Cocky. Sometimes I pretend I’m confident.
Acceptance means commitment. Acceptance means challenge. Acceptance means a schedule. Acceptance means I could fail.
I accepted a new job last week (haven’t told my boss yet). But I’ve committed. I’ve been challenged. I now have a schedule. And I could fail.
So just as I accepted this A-Z poetry/blog challenge, I accepted a job that will make me have to plan every day again, deal with something new every day again, and put a huge part of myself out there for judgment, scrutiny, and personal and professional evaluation every day again.
But that’s what I’ve missed. So here I am – Challenge Accepted.
“Contemplation, concentration, anticipation, revelation…”
Lines from a Coastal Bend B-side non-hit (not that any of our other songs have made it onto the FM dial, but still). A line our song-writer-leader-producer Tim wrote for me to sing. I’m quite proud of the final cut of the song, but the morose nature of his creation certainly isn’t a sing-along that’ll win over new fans at your local bar…

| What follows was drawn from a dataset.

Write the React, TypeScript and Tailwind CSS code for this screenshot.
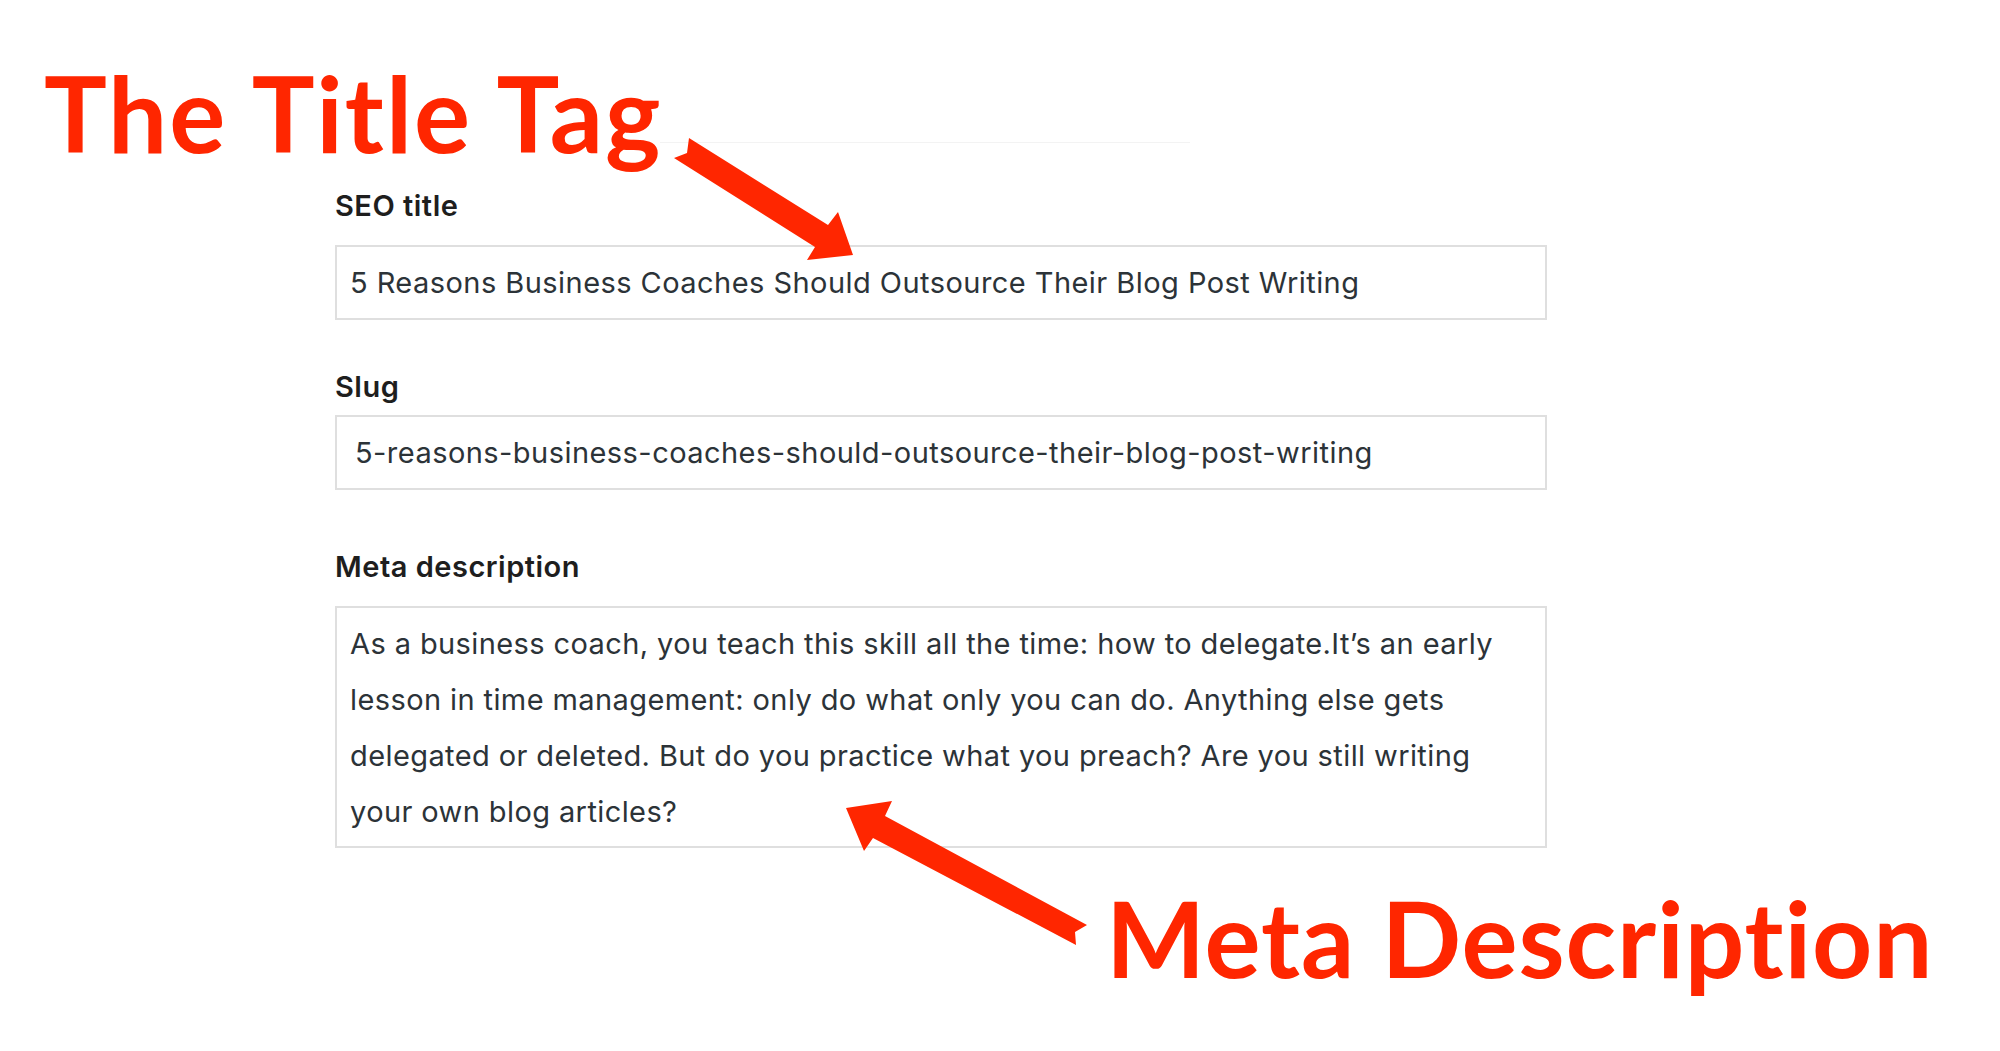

It came to mind just now as I’m trying to write a mission statement for my life – an assignment given to me by my boss after I shared (under duress) with her the fact that I wasn’t sure I was cut out for this job and that maybe I should go back the classroom.
Then, sitting next to Danette in writing group – who showed me a post about Coastal Bend (my band) – I couldn’t help but get stuck on these lyrics (just be glad these aren’t the ones I decided to tattoo on my hip in an earlier state of duress).

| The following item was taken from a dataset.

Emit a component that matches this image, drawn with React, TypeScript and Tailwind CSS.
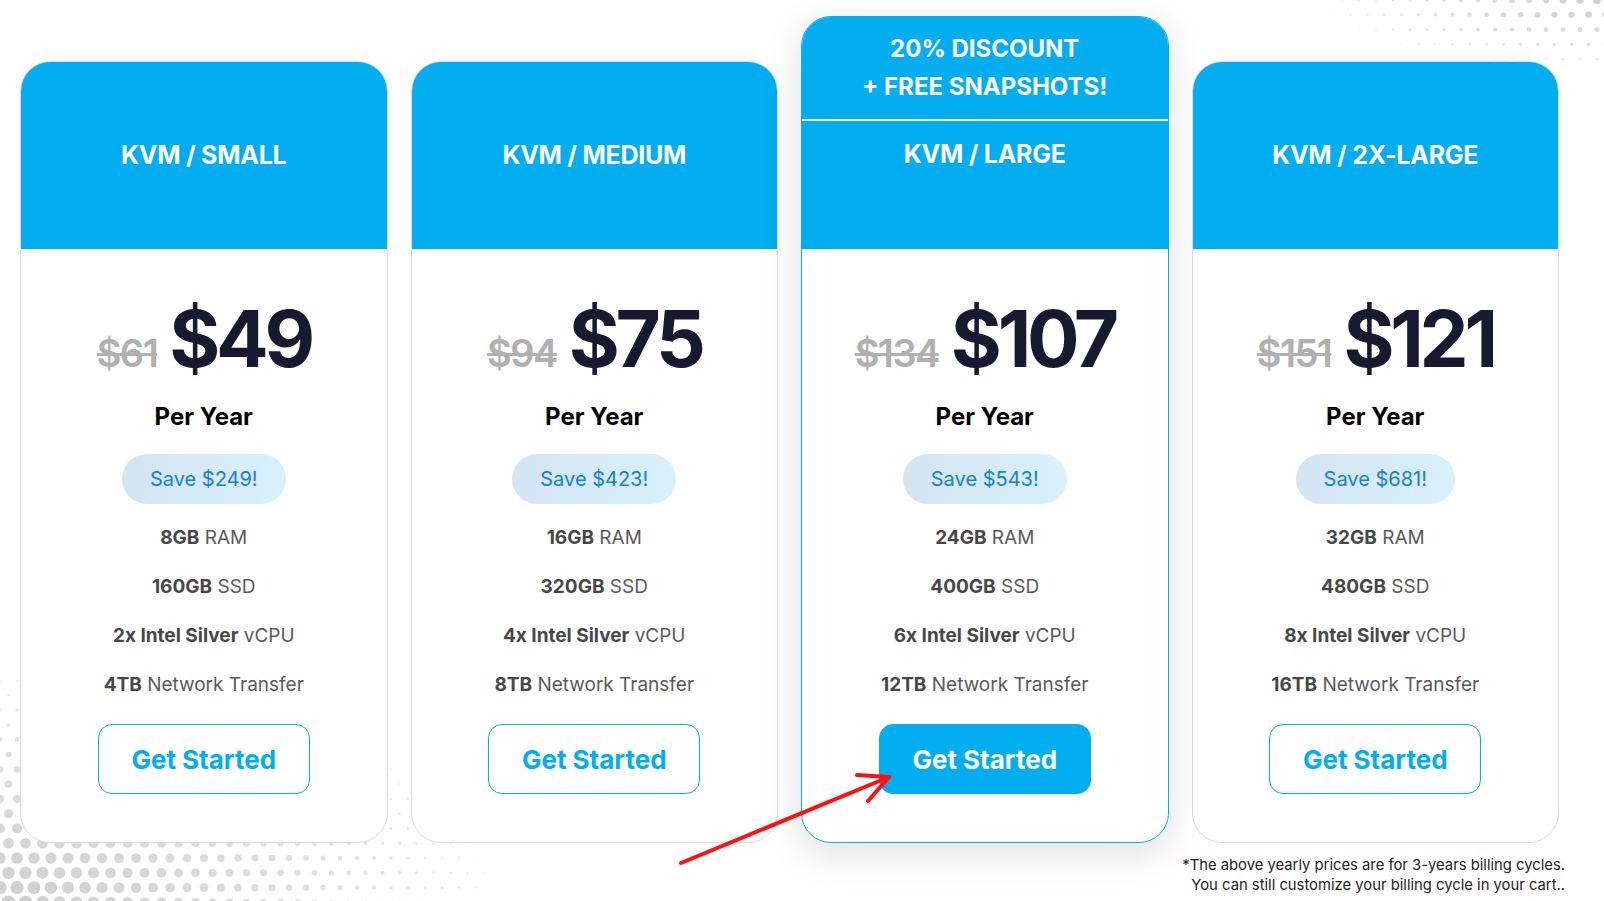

After reassuring me that I AM the right person for this job (…and other flattering things I’ll get into later), my boss asked me to do two things before making a decision – one of which was to write my own personal mission statement. She wants to see it when I’m done, and we’ll analyze whether it’s the mission statement of a teacher or that of a curriculum specialist.
I’ve written one draft already and deleted it because it was quite contrived to fit my current mood. I always seem to connect lyrics to songs to how I’m feeling – and then proceed to sing loudly so that all the land is on my page – so I feel like the place to actually, and honestly start, is with these lyrics. “Contemplation, concentration, anticipation, revelation” sums up what I love about people and teaching and my job and what I want to do and get better at and shout from the mountaintop.

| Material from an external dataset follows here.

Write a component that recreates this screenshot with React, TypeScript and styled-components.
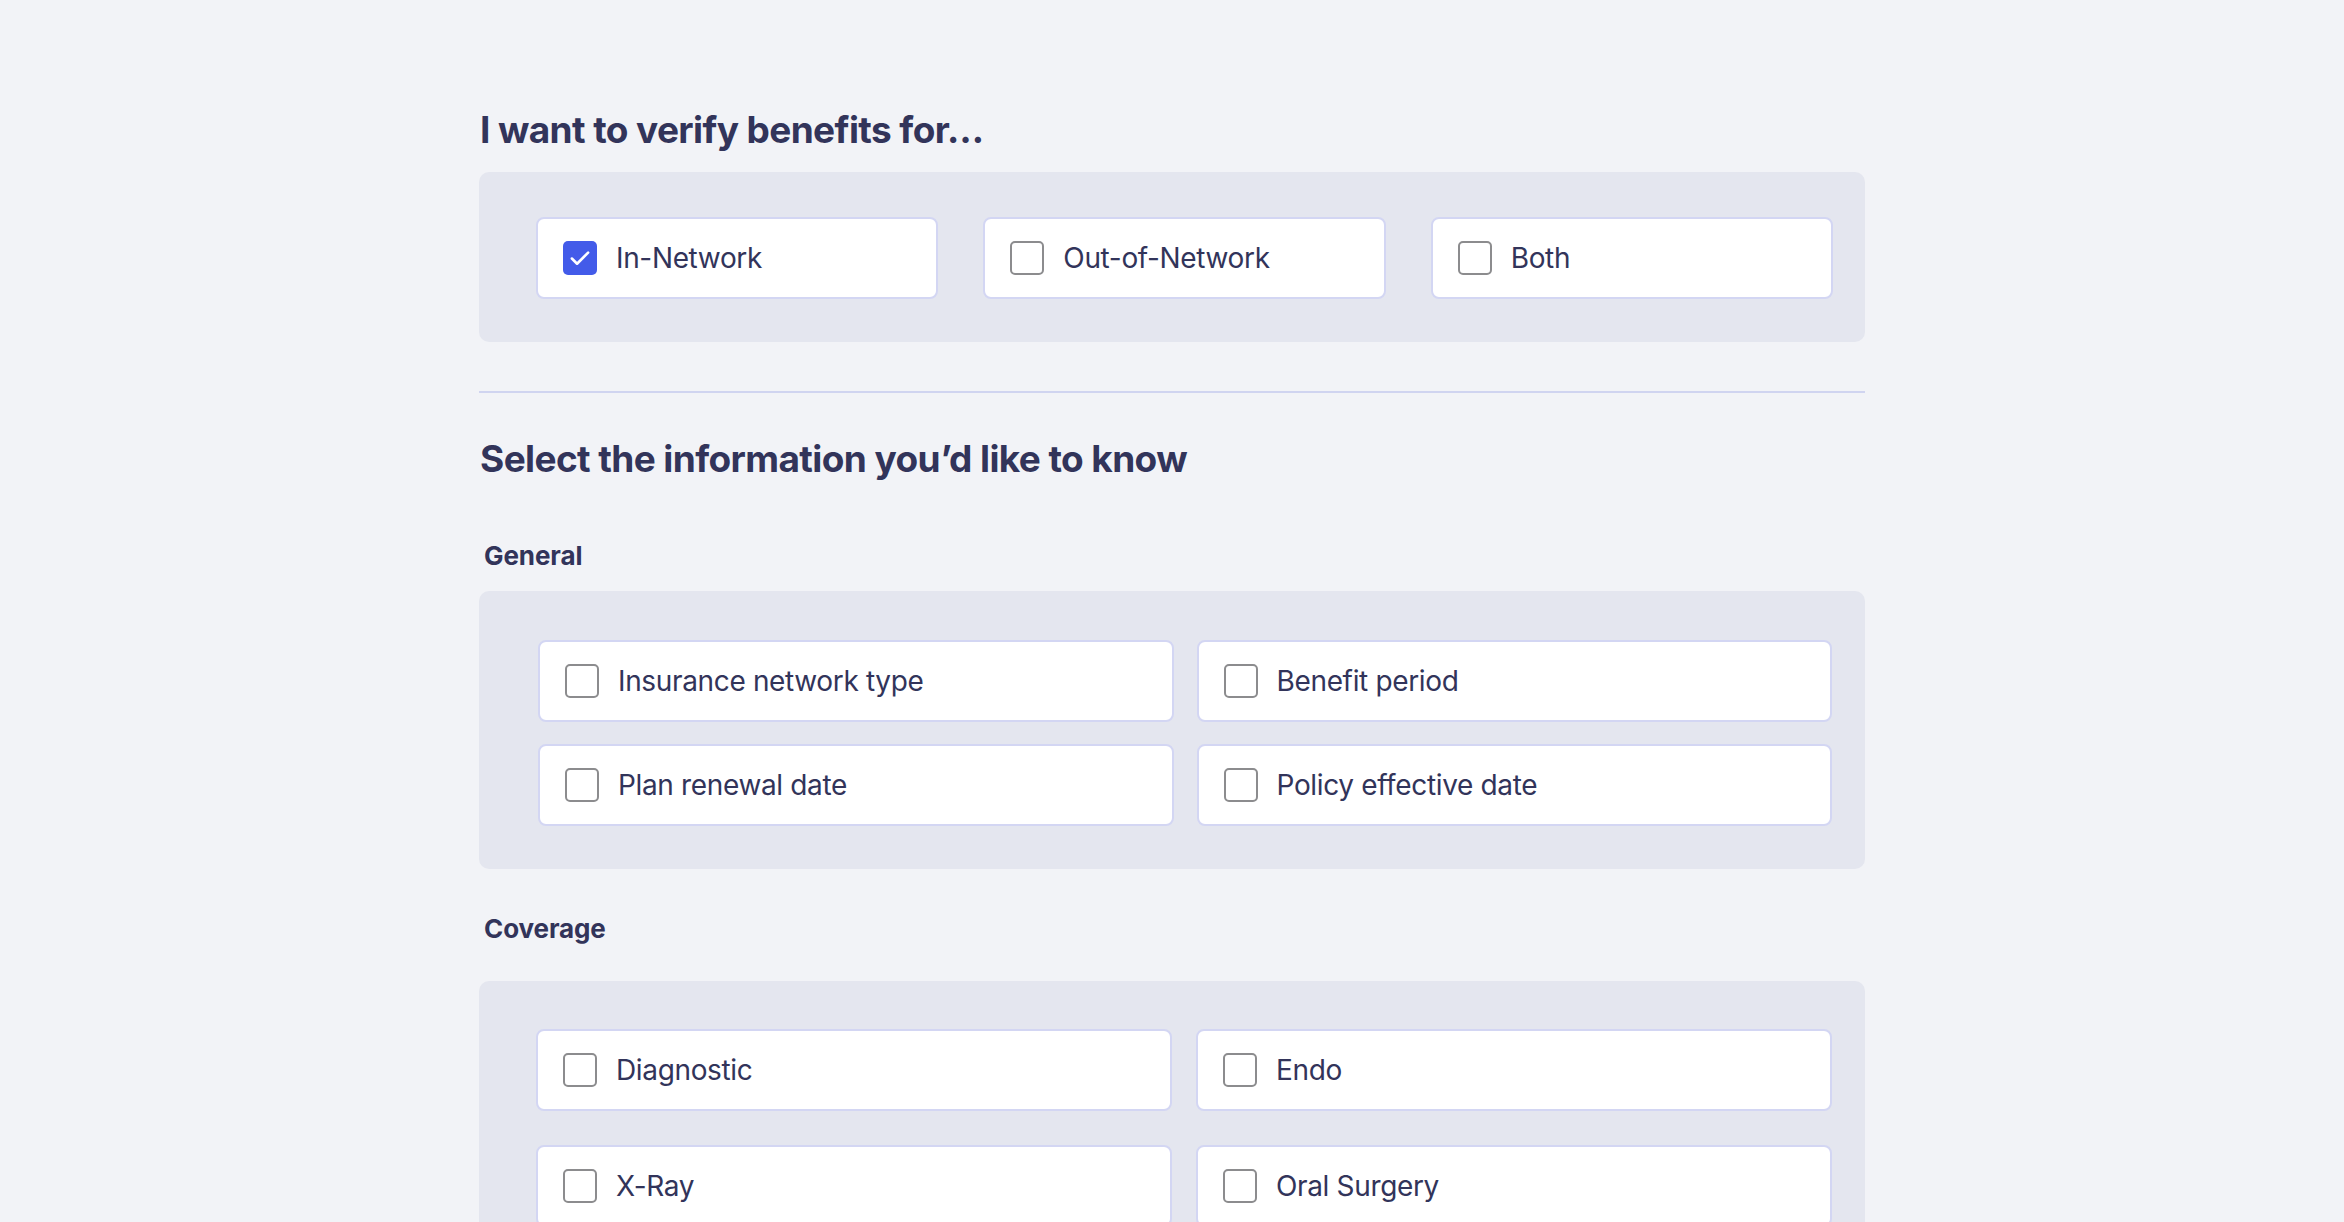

Please ignore the fact that the name of the song I’m quoting is “Waste of Time”. The line from a Coastal Bend song that I DO have tattooed on me is “Let Me Show You How to Fly”…which would be much more appropriate for my Mission Statement 1.0.
I believe my earthly “job” is to inspire. Though my content skills may be surpassed by others, there is something about the transference of attitude, desire, and sound philosophy that intrigues me. It is the one element common to all of my jobs and hobbies that I think about night and day…How is what I am doing going to inspire others? It motivates me to push myself in ways that nothing else will. I haven’t mastered this art, but I long to more than any other professional goal.
Stay tuned. This will get better. Otherwise, I think it tells me I have a career in a commune somewhere where Becca teaches Yoga and I close the day with an inspirational quote worthy of Daily Affirmations with Stuart Smalley.
Being a step-mom is weird. It’s nothing you can learn about from anybody else. And I hate the term “Step-Mom” for all the reasons one would expect – including the only two adjectives I’ve ever heard preceding it…evil and wicked. There are no (or if there are, I can’t think of them) popular examples of step-moms who are loved, appreciated, or revered. There’s even a show devoted to stepmothers who murder their families. As if.
I blame Disney.
For the first year playing this role, I felt like a new mom – The boys’ bio-mom was scarce at best…I was Mom #1, and unmarried, so without the “Step-Mother” label. It was great.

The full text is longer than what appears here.